Start of Supplied data
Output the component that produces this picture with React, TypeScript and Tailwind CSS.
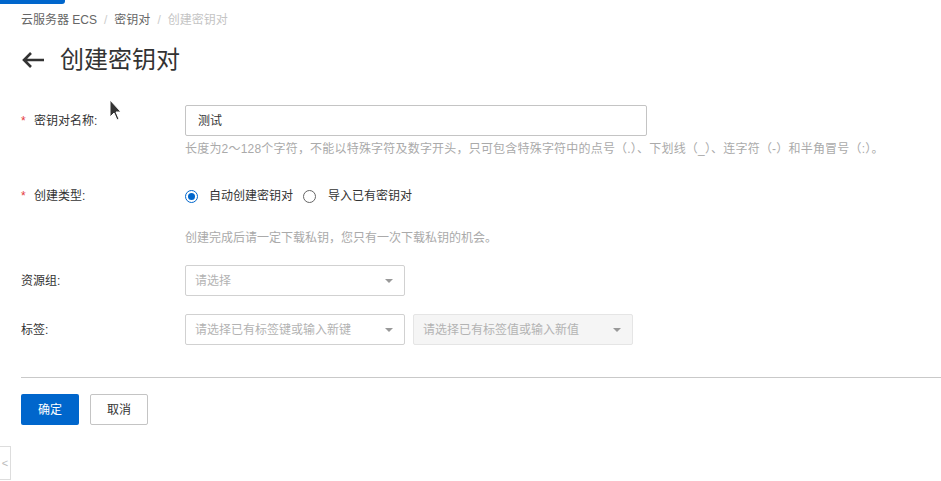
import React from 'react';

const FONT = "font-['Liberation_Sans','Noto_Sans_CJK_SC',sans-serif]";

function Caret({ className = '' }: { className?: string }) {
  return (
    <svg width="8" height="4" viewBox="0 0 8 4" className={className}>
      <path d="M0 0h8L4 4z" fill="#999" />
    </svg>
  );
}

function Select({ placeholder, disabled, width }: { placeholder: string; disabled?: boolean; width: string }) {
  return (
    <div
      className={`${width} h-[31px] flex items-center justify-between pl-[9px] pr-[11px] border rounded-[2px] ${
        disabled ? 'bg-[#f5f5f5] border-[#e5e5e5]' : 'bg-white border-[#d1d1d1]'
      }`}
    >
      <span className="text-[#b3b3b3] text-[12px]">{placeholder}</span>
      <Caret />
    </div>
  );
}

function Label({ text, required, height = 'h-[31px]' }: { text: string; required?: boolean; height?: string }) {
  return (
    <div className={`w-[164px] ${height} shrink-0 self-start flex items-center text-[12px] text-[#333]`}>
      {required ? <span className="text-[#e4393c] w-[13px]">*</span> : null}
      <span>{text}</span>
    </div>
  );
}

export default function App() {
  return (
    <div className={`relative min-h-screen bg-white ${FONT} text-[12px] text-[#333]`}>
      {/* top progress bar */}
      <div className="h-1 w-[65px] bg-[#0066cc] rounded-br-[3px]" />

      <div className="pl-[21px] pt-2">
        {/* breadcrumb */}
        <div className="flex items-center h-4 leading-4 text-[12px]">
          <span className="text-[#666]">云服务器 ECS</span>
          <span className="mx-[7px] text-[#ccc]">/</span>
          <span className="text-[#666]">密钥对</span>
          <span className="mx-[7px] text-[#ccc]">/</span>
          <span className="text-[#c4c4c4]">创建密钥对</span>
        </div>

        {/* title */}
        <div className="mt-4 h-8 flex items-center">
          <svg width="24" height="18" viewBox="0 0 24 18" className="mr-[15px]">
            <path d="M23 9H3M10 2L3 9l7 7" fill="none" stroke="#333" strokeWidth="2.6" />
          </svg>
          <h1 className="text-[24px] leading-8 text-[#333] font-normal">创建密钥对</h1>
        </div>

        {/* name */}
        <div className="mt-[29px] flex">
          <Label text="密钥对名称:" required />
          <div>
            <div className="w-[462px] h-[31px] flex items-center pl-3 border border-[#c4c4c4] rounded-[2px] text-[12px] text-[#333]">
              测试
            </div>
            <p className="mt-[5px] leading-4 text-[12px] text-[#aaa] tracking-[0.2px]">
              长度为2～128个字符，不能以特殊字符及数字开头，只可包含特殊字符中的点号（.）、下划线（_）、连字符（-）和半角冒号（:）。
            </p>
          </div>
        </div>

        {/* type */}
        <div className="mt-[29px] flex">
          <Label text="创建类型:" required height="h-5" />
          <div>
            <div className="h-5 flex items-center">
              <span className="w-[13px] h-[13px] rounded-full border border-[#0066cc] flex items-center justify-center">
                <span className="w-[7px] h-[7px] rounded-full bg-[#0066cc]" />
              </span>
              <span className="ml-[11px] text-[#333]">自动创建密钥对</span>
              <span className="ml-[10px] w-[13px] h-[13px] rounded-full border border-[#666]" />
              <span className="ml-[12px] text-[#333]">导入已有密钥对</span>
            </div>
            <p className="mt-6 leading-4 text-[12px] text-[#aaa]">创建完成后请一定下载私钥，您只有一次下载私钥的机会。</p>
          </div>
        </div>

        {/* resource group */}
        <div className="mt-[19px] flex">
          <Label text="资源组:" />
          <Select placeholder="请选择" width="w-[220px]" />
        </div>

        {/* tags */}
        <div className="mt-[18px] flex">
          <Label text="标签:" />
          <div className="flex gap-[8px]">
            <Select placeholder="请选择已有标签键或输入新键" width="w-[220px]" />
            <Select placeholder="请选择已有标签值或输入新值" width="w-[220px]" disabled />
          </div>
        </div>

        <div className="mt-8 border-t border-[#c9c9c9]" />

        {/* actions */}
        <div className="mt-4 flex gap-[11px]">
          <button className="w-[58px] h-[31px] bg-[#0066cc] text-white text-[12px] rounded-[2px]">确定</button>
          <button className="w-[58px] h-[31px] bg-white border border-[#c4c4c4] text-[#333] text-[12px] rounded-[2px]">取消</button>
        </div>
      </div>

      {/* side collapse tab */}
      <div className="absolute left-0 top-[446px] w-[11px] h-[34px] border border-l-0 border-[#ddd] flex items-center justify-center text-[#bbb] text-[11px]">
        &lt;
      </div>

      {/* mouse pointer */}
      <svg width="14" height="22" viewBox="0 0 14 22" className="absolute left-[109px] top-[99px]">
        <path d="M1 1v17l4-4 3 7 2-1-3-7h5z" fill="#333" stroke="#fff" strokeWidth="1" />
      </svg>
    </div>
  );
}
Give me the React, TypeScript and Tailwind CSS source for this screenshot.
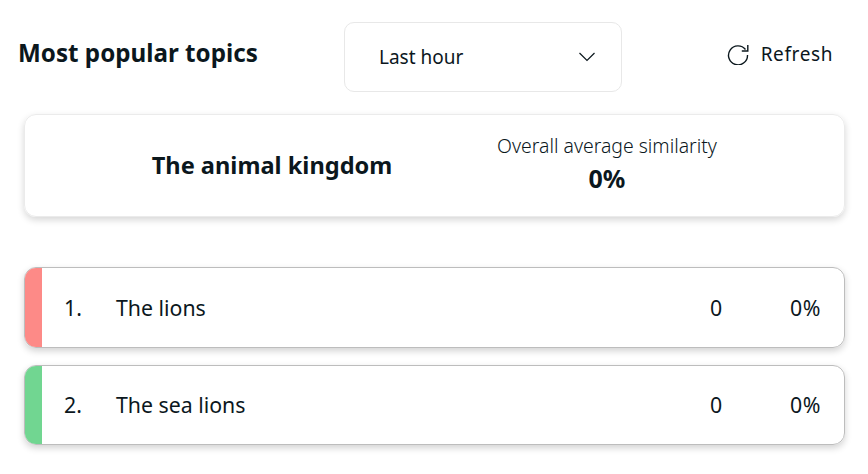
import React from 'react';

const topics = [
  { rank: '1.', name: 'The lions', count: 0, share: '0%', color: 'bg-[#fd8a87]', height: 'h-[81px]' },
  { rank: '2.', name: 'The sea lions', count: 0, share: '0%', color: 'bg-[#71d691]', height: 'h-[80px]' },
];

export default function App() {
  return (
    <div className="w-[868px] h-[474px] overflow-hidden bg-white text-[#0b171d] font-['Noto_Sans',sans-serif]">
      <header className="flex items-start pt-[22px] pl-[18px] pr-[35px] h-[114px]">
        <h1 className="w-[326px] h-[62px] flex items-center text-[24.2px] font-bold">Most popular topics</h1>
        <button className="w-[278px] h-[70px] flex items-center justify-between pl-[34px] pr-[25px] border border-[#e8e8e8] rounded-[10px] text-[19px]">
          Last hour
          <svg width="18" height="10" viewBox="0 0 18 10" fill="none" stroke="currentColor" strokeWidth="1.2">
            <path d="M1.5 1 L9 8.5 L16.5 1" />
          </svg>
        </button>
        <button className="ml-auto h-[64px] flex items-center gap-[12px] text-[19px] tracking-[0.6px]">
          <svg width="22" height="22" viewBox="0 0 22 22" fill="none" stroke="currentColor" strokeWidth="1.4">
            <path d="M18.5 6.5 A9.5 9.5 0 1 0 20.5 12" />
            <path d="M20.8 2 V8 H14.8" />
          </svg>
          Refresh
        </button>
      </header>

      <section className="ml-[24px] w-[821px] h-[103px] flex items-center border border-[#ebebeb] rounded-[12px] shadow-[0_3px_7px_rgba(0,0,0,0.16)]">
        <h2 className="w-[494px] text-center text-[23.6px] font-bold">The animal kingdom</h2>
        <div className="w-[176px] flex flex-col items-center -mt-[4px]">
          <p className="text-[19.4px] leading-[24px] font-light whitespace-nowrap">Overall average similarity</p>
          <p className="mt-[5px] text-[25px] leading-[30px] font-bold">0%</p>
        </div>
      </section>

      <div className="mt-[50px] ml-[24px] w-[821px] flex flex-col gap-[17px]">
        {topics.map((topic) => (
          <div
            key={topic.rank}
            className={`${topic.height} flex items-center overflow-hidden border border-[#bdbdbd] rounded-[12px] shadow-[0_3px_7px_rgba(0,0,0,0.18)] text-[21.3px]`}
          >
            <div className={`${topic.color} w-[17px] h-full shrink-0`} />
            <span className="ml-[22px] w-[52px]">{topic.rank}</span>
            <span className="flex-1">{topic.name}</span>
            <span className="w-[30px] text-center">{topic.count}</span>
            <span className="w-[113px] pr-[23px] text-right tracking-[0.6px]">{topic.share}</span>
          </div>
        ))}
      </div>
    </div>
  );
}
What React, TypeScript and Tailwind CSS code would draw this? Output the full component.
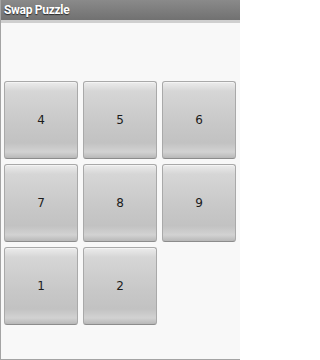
End of Supplied data
→ **Short task**
Copy the whole of the material above exactly, but not its images.

→ **Solved problem**
Output the component that produces this picture with React, TypeScript and Tailwind CSS.
import React from 'react';

const FONT = "font-['Liberation_Sans','Noto_Sans_CJK_SC',sans-serif]";

function Caret({ className = '' }: { className?: string }) {
  return (
    <svg width="8" height="4" viewBox="0 0 8 4" className={className}>
      <path d="M0 0h8L4 4z" fill="#999" />
    </svg>
  );
}

function Select({ placeholder, disabled, width }: { placeholder: string; disabled?: boolean; width: string }) {
  return (
    <div
      className={`${width} h-[31px] flex items-center justify-between pl-[9px] pr-[11px] border rounded-[2px] ${
        disabled ? 'bg-[#f5f5f5] border-[#e5e5e5]' : 'bg-white border-[#d1d1d1]'
      }`}
    >
      <span className="text-[#b3b3b3] text-[12px]">{placeholder}</span>
      <Caret />
    </div>
  );
}

function Label({ text, required, height = 'h-[31px]' }: { text: string; required?: boolean; height?: string }) {
  return (
    <div className={`w-[164px] ${height} shrink-0 self-start flex items-center text-[12px] text-[#333]`}>
      {required ? <span className="text-[#e4393c] w-[13px]">*</span> : null}
      <span>{text}</span>
    </div>
  );
}

export default function App() {
  return (
    <div className={`relative min-h-screen bg-white ${FONT} text-[12px] text-[#333]`}>
      {/* top progress bar */}
      <div className="h-1 w-[65px] bg-[#0066cc] rounded-br-[3px]" />

      <div className="pl-[21px] pt-2">
        {/* breadcrumb */}
        <div className="flex items-center h-4 leading-4 text-[12px]">
          <span className="text-[#666]">云服务器 ECS</span>
          <span className="mx-[7px] text-[#ccc]">/</span>
          <span className="text-[#666]">密钥对</span>
          <span className="mx-[7px] text-[#ccc]">/</span>
          <span className="text-[#c4c4c4]">创建密钥对</span>
        </div>

        {/* title */}
        <div className="mt-4 h-8 flex items-center">
          <svg width="24" height="18" viewBox="0 0 24 18" className="mr-[15px]">
            <path d="M23 9H3M10 2L3 9l7 7" fill="none" stroke="#333" strokeWidth="2.6" />
          </svg>
          <h1 className="text-[24px] leading-8 text-[#333] font-normal">创建密钥对</h1>
        </div>

        {/* name */}
        <div className="mt-[29px] flex">
          <Label text="密钥对名称:" required />
          <div>
            <div className="w-[462px] h-[31px] flex items-center pl-3 border border-[#c4c4c4] rounded-[2px] text-[12px] text-[#333]">
              测试
            </div>
            <p className="mt-[5px] leading-4 text-[12px] text-[#aaa] tracking-[0.2px]">
              长度为2～128个字符，不能以特殊字符及数字开头，只可包含特殊字符中的点号（.）、下划线（_）、连字符（-）和半角冒号（:）。
            </p>
          </div>
        </div>

        {/* type */}
        <div className="mt-[29px] flex">
          <Label text="创建类型:" required height="h-5" />
          <div>
            <div className="h-5 flex items-center">
              <span className="w-[13px] h-[13px] rounded-full border border-[#0066cc] flex items-center justify-center">
                <span className="w-[7px] h-[7px] rounded-full bg-[#0066cc]" />
              </span>
              <span className="ml-[11px] text-[#333]">自动创建密钥对</span>
              <span className="ml-[10px] w-[13px] h-[13px] rounded-full border border-[#666]" />
              <span className="ml-[12px] text-[#333]">导入已有密钥对</span>
            </div>
            <p className="mt-6 leading-4 text-[12px] text-[#aaa]">创建完成后请一定下载私钥，您只有一次下载私钥的机会。</p>
          </div>
        </div>

        {/* resource group */}
        <div className="mt-[19px] flex">
          <Label text="资源组:" />
          <Select placeholder="请选择" width="w-[220px]" />
        </div>

        {/* tags */}
        <div className="mt-[18px] flex">
          <Label text="标签:" />
          <div className="flex gap-[8px]">
            <Select placeholder="请选择已有标签键或输入新键" width="w-[220px]" />
            <Select placeholder="请选择已有标签值或输入新值" width="w-[220px]" disabled />
          </div>
        </div>

        <div className="mt-8 border-t border-[#c9c9c9]" />

        {/* actions */}
        <div className="mt-4 flex gap-[11px]">
          <button className="w-[58px] h-[31px] bg-[#0066cc] text-white text-[12px] rounded-[2px]">确定</button>
          <button className="w-[58px] h-[31px] bg-white border border-[#c4c4c4] text-[#333] text-[12px] rounded-[2px]">取消</button>
        </div>
      </div>

      {/* side collapse tab */}
      <div className="absolute left-0 top-[446px] w-[11px] h-[34px] border border-l-0 border-[#ddd] flex items-center justify-center text-[#bbb] text-[11px]">
        &lt;
      </div>

      {/* mouse pointer */}
      <svg width="14" height="22" viewBox="0 0 14 22" className="absolute left-[109px] top-[99px]">
        <path d="M1 1v17l4-4 3 7 2-1-3-7h5z" fill="#333" stroke="#fff" strokeWidth="1" />
      </svg>
    </div>
  );
}
Give me the React, TypeScript and Tailwind CSS source for this screenshot.
import React from 'react';

const topics = [
  { rank: '1.', name: 'The lions', count: 0, share: '0%', color: 'bg-[#fd8a87]', height: 'h-[81px]' },
  { rank: '2.', name: 'The sea lions', count: 0, share: '0%', color: 'bg-[#71d691]', height: 'h-[80px]' },
];

export default function App() {
  return (
    <div className="w-[868px] h-[474px] overflow-hidden bg-white text-[#0b171d] font-['Noto_Sans',sans-serif]">
      <header className="flex items-start pt-[22px] pl-[18px] pr-[35px] h-[114px]">
        <h1 className="w-[326px] h-[62px] flex items-center text-[24.2px] font-bold">Most popular topics</h1>
        <button className="w-[278px] h-[70px] flex items-center justify-between pl-[34px] pr-[25px] border border-[#e8e8e8] rounded-[10px] text-[19px]">
          Last hour
          <svg width="18" height="10" viewBox="0 0 18 10" fill="none" stroke="currentColor" strokeWidth="1.2">
            <path d="M1.5 1 L9 8.5 L16.5 1" />
          </svg>
        </button>
        <button className="ml-auto h-[64px] flex items-center gap-[12px] text-[19px] tracking-[0.6px]">
          <svg width="22" height="22" viewBox="0 0 22 22" fill="none" stroke="currentColor" strokeWidth="1.4">
            <path d="M18.5 6.5 A9.5 9.5 0 1 0 20.5 12" />
            <path d="M20.8 2 V8 H14.8" />
          </svg>
          Refresh
        </button>
      </header>

      <section className="ml-[24px] w-[821px] h-[103px] flex items-center border border-[#ebebeb] rounded-[12px] shadow-[0_3px_7px_rgba(0,0,0,0.16)]">
        <h2 className="w-[494px] text-center text-[23.6px] font-bold">The animal kingdom</h2>
        <div className="w-[176px] flex flex-col items-center -mt-[4px]">
          <p className="text-[19.4px] leading-[24px] font-light whitespace-nowrap">Overall average similarity</p>
          <p className="mt-[5px] text-[25px] leading-[30px] font-bold">0%</p>
        </div>
      </section>

      <div className="mt-[50px] ml-[24px] w-[821px] flex flex-col gap-[17px]">
        {topics.map((topic) => (
          <div
            key={topic.rank}
            className={`${topic.height} flex items-center overflow-hidden border border-[#bdbdbd] rounded-[12px] shadow-[0_3px_7px_rgba(0,0,0,0.18)] text-[21.3px]`}
          >
            <div className={`${topic.color} w-[17px] h-full shrink-0`} />
            <span className="ml-[22px] w-[52px]">{topic.rank}</span>
            <span className="flex-1">{topic.name}</span>
            <span className="w-[30px] text-center">{topic.count}</span>
            <span className="w-[113px] pr-[23px] text-right tracking-[0.6px]">{topic.share}</span>
          </div>
        ))}
      </div>
    </div>
  );
}
What React, TypeScript and Tailwind CSS code would draw this? Output the full component.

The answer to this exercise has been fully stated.